One of the people viewing this Blog found my use of the term queen offensive and called me out on it.

To me it seems almost as though when people who were heterosexual cross dressers became transgender and started to demand a T stuck on to the L & G that there was a near simultaneous erasing of those people who lived 24/7 as women in the days when that meant risking arrest simply for existing.

From my point of view there has always seemed to be a shade of heterosexism in the claims of certain people who wear the label of transgender + lesbian, especially when some of those who wear that label look down on two sisters who get together.

But that aside I considered myself a teen queen long before the term transkid existed.

In 1967 a drag pagaent in New York City was filmed and made into a movie starring Rachael Harlow called “The Queen”.  I saw it a year or so later.

Some of us were queens because we were figuring out how to get hormones and sex change operations at a time when we knew about Dr.

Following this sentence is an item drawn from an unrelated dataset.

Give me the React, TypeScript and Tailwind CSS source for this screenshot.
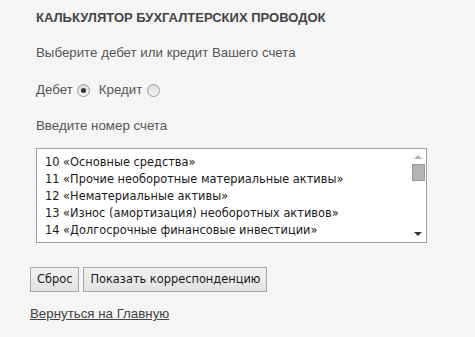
import React, { useState } from 'react';

// only the rows that fit in the list box
const accounts = [
  '10 «Основные средства»',
  '11 «Прочие необоротные материальные активы»',
  '12 «Нематериальные активы»',
  '13 «Износ (амортизация) необоротных активов»',
  '14 «Долгосрочные финансовые инвестиции»',
];

function Radio({ checked, onClick }: { checked: boolean; onClick: () => void }) {
  return (
    <span
      onClick={onClick}
      className="inline-flex items-center justify-center w-[13px] h-[13px] rounded-full border border-[#9a9a9a] bg-gradient-to-b from-[#dcdcdc] to-[#f4f4f4] cursor-pointer"
    >
      {checked && <span className="block w-[5px] h-[5px] rounded-full bg-[#333]" />}
    </span>
  );
}

export default function App() {
  const [side, setSide] = useState<'debit' | 'credit'>('debit');

  return (
    <div className="w-[475px] h-[337px] bg-[#f5f5f5] text-[#555] font-['Liberation_Sans',Arial,sans-serif] text-[13.3px] overflow-hidden">
      <div className="pl-[36px] pt-[10px]">
        <h1 className="text-[13px] font-bold leading-[16px] text-[#444] uppercase">
          Калькулятор бухгалтерских проводок
        </h1>
        <p className="mt-[19px] leading-[16px]">Выберите дебет или кредит Вашего счета</p>
        <div className="mt-[21px] flex items-center h-[16px] leading-[16px]">
          <span>Дебет</span>
          <span className="ml-[4px] flex">
            <Radio checked={side === 'debit'} onClick={() => setSide('debit')} />
          </span>
          <span className="ml-[9px]">Кредит</span>
          <span className="ml-[5px] flex">
            <Radio checked={side === 'credit'} onClick={() => setSide('credit')} />
          </span>
        </div>
        <p className="mt-[20px] leading-[16px]">Введите номер счета</p>

        <div className="mt-[14px] w-[391px] h-[95px] border border-[#a0a0a0] bg-white flex">
          <div className="flex-1 pl-[8px] pt-[5px] font-['DejaVu_Sans',Tahoma,sans-serif] text-[11.4px] text-[#1a1a1a] leading-[17px]">
            {accounts.map((a) => (
              <div key={a} className="whitespace-nowrap">{a}</div>
            ))}
          </div>
          <div className="w-[16px] flex flex-col items-center py-[2px]">
            <div className="w-0 h-0 border-l-[4px] border-r-[4px] border-b-[4px] border-l-transparent border-r-transparent border-b-[#b0b0b0] mt-[4px]" />
            <div className="mt-[5px] w-[13px] h-[17px] bg-[#b4b4b4] border border-[#999]" />
            <div className="flex-1" />
            <div className="w-0 h-0 border-l-[4px] border-r-[4px] border-t-[4px] border-l-transparent border-r-transparent border-t-[#333] mb-[4px]" />
          </div>
        </div>
      </div>

      <div className="pl-[30px] mt-[24px] flex gap-[4px] font-['DejaVu_Sans',Tahoma,sans-serif] text-[11.4px] text-[#1a1a1a]">
        <button className="h-[25px] px-[6px] border border-[#a8a8a8] bg-gradient-to-b from-[#f2f2f2] to-[#e2e2e2]">
          Сброс
        </button>
        <button className="h-[25px] px-[6px] border border-[#a8a8a8] bg-gradient-to-b from-[#f2f2f2] to-[#e2e2e2]">
          Показать корреспонденцию
        </button>
      </div>

      <div className="pl-[30px] mt-[14px] leading-[16px]">
        <a href="#" className="underline text-[#444]">Вернуться на Главную</a>
      </div>
    </div>
  );
}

Benjamin’s book but could not obtain a copy.

Others of us were queens because after we became throwaway or runaway kids we were raised by wolves and hustling was the only way to survive.

The queens who fought the police at Compton’s Cafeteria in the Tenderloin of San Francisco 1966 called themselves queens as did those who fought during the three nights of the Stonewall Rebellion.

They were more my sisters than were those who came out through Tri-Ess and were horrified by our anarchic sexuality.

We partied together and over the years I cried when I learned they had passed away.

I used to feel closer to them than I did toward people who came out in their mid-life after heterosexual marriage and becoming a parent although those that I knew from 1970s Hollywood are now deceased.  Hard lives, lived fast.

Now many of the sisters I know have come out later and I can see more sameness than I could see in the 1970s.